Lastly, when, as here, the defendant fails to defend after receiving the complaint, it has "forfeited any right to have the case heard on its merits." See PepsiCo, 238 F. Supp. 2d at 1177 (stating that "[d]efendant's failure to answer [p]laintiffs' [c]omplaint makes a decision on the merits impractical, if not impossible," and "termination of a case before hearing the merits is allowed whenever a defendant fails to defend an action"); Koninklijke, 2008 U.S. Dist. LEXIS 50839, at *19. Further, the court entering default judgment promotes the public policy of enforcing collective bargaining agreements and requiring businesses to pay the necessary contributions. This factor supports a finding that entering default judgment is proper.

B. Relief Sought

In the plaintiffs' complaint (doc. #1), they seek "judgment against International Expo in an amount demonstrated at trial for unpaid contributions, liquidated damages, interest, court costs and attorney's fees as required by ERISA and the Trust Agreements ."
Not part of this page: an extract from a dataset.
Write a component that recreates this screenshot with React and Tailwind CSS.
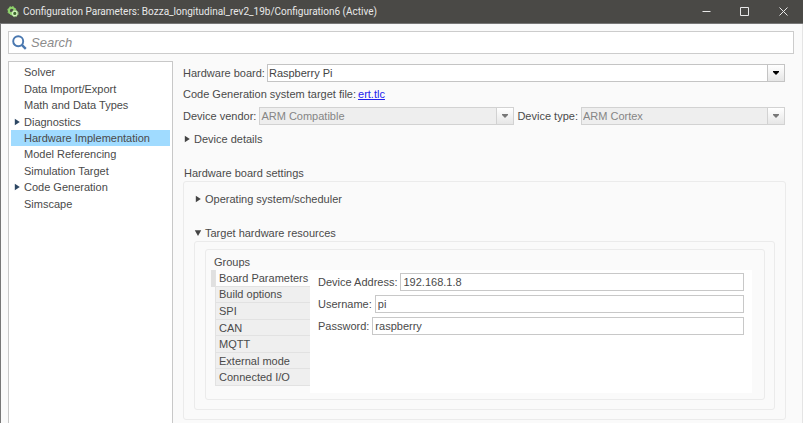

1. Possible Relief Under the Governing Documents and ERISA

Plaintiffs assert that the collective bargaining agreement, the trust agreements, the collection policy and 29 U.S.C. § 1132(g), "provide for assessment of interest, audit fees, expenses, administrative fees, attorney's fees and costs, and liquidated damages, (sic) against an employer in the event the employer defaults in making payments to the [t]rust [f]unds and legal proceedings are required to recover such payments." (Doc. #8). The trust funds' governing documents specify that an employer "that is delinquent on its [t]rust [f]unds contributions must pay 18% interest on those contributions." (Doc. #8; see also doc. #8-2, Exs. 1, 2, 3, and 4). Finally, "delinquent employers are also liable under the [t]rust [f]unds' governing documents (just as they are under ERISA) for liquidated damages equal to 20% of the delinquent contributions." (Doc. #8; see also doc. #8-2, Exs. 2, 3, and 4; 29 U.S.C. § 1132(g)).

2. Calculating the Relief

a. Unpaid Contributions

The delinquent contributions are detailed in the reports that International Expo voluntarily submitted. (Doc. #8-2, Exs. 5-11). For January 2010, International Expo reported that it owed $8,671.50 to the trust funds. (Doc. #8-2, Ex. 5). For February 2010, International Expo reported that it owed $1,300.73. (Doc. #8-2, Ex. 6). For January 2011, International Expo reported that it owed $6,343.70. (Doc. #8-2, Ex. 10).

On May 13, 2011, International Expo made a single payment of $2,500.00. (Doc. #8-2, Ex. 12). This payment has been credited to the oldest delinquent contribution, January 2011, reducing the amount owed for this period to $6,172.00 (rounded to the nearest dollar).

Rounding these unpaid contributions to the nearest dollar, International Expo is delinquent by a total of $13,817.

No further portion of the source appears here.